Charles married Emma Ann Rose Fisher (died 1896), daughter of M. M. Fisher, in 1869. He married again, to Elizabeth "Bessie" Vickery on 13 November 1900. Bessie was the second daughter of Eben Vickery MLC. Their children included:
- Ethel Annie Newman (18 March 1870 – 6 May 1909) married Alfred Calbert Dunn on 25 April 1894. Alfred was a grandson of John Dunn of Mount Barker, South Australia
- E(dward) Percival "Percy" Newman (11 September 1871 – 4 September 1951) married Laura Mary Goode on 9 May1906, was with Crooks and Brooker in Western Australia.
- Edgar Harrold Newman LLB (1873–1932), was a solicitor, lived in Parramatta
- Alfred Gambier Newman (1875 – 18 January 1921) married Elsie Marion Murphy ( – ) on 26 November 1913, architect of Methodist churches in Strathfield, Young and elsewhere.
- Lilian Emma Newman (1878 – 21 July 1937) lived at "Kumalla", 126 Beecroft Road, Beecroft
- C(harles) Stanley Newman (born 1880) married Isabella Helen Mary McNab on 25 January 1912. He sang bass with Ada Crossley's company, lived in England. His son John Newman was killed by rebels in Iraq in 1935.

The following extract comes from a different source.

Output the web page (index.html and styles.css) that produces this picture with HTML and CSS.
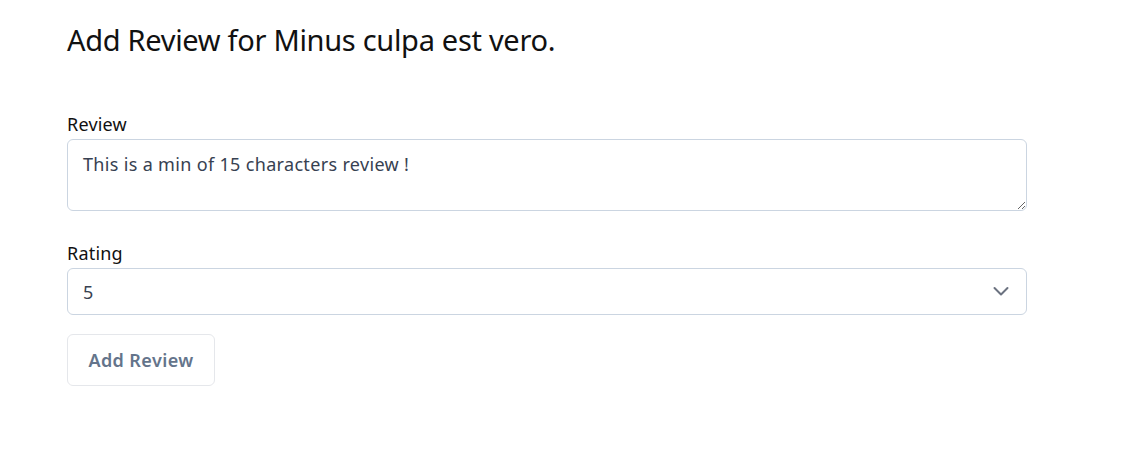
FILE: index.html
```html
<!DOCTYPE html>
<html>
<head>
<meta charset="utf-8">
<link rel="stylesheet" href="styles.css">
</head>
<body>
<main class="page">
  <h1 class="title">Add Review for Minus culpa est vero.</h1>
  <form class="form">
    <div class="field">
      <label class="label" for="review">Review</label>
      <textarea id="review" class="textarea">This is a min of 15 characters review !</textarea>
    </div>
    <div class="field">
      <label class="label" for="rating">Rating</label>
      <div class="select-wrap">
        <select id="rating" class="select">
          <option>5</option>
        </select>
        <svg class="chevron" width="18" height="18" viewBox="0 0 18 18" fill="none"><path d="M2.5 6l6.5 6.5 6.5-6.5" stroke="#6b7280" stroke-width="2" stroke-linecap="round" stroke-linejoin="round"/></svg>
      </div>
    </div>
    <button type="button" class="btn">Add Review</button>
  </form>
</main>
</body>
</html>
```
FILE: styles.css
```css
* { box-sizing: border-box; }
body {
  margin: 0;
  background: #fff;
  font-family: "Noto Sans", "Open Sans", sans-serif;
  color: #111;
}
.page {
  padding: 20px 67px 0 67px;
  width: 1094px;
}
.title {
  margin: 0;
  font-weight: 400;
  font-size: 29px;
  line-height: 40px;
  color: #111;
  letter-spacing: -0.3px;
}
.form {
  margin-top: 52px;
  display: flex;
  flex-direction: column;
}
.field {
  display: flex;
  flex-direction: column;
  margin-bottom: 19px;
}
.field + .field { margin-top: 11px; }
.label {
  font-size: 18px;
  line-height: 24px;
  color: #111;
  margin-bottom: 3px;
  letter-spacing: 0.2px;
}
.textarea {
  width: 960px;
  height: 72px;
  border: 1px solid #cbd5e1;
  border-radius: 6px;
  padding: 10px 15px;
  font-family: inherit;
  font-size: 18px;
  line-height: 28px;
  letter-spacing: 0.33px;
  color: #374151;
  resize: vertical;
  outline: none;
}
.select-wrap {
  position: relative;
  width: 960px;
}
.select {
  width: 100%;
  height: 47px;
  appearance: none;
  -webkit-appearance: none;
  background: #fff;
  border: 1px solid #cbd5e1;
  border-radius: 6px;
  padding: 0 15px;
  font-family: inherit;
  font-size: 18px;
  color: #374151;
  outline: none;
}
.chevron {
  position: absolute;
  right: 17px;
  top: 14px;
  pointer-events: none;
}
.btn {
  align-self: flex-start;
  width: 148px;
  height: 52px;
  background: #fff;
  border: 1px solid #e5e7eb;
  border-radius: 6px;
  font-family: inherit;
  font-size: 18px;
  font-weight: 600;
  letter-spacing: 0.4px;
  color: #64748b;
}
```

- Florence May Newman (1882 – 7 November 1951) lived 126 Beecroft Road, Beecroft
- Clarence Fisher Newman (1884 – 10 April 1954) lived at 126 Beecroft Road, Beecroft
- (Arnold) Leslie Newman (born 1887) businessman, lived in Epping, New South Wales
- Ivor Vickery Newman PhD married Florence Rewa Burton. He was a botanist, lived Colombo, Ceylon (now Sri Lanka), and author of The living plant;: A laboratory study of its structure, reproduction and general classification 1946; also book of poems, privately published 1924. Rewa was a daughter of Rev. J. W. Burton. Son Ian Anstruther Newman was a biophysicist.
- Eben Vickery Newman married Yolande Margery Ena Smith on 24 January 1934, lived in Queanbeyan. He was author of Does it make sense? Epworth Press, Sydney 1944, and Freedom and Control : a Christian interpretation S.C.M. Press, London, 1946. Their son Sandy Newman (1937–2013) was a conductor, founder of the Taverner Consort of Voices, Sydney in 1975.

Their last residence was "Tip Tree", in Strathfield

==Recognition==
A pair of stained glass windows was installed in Strathfield Methodist church in his memory.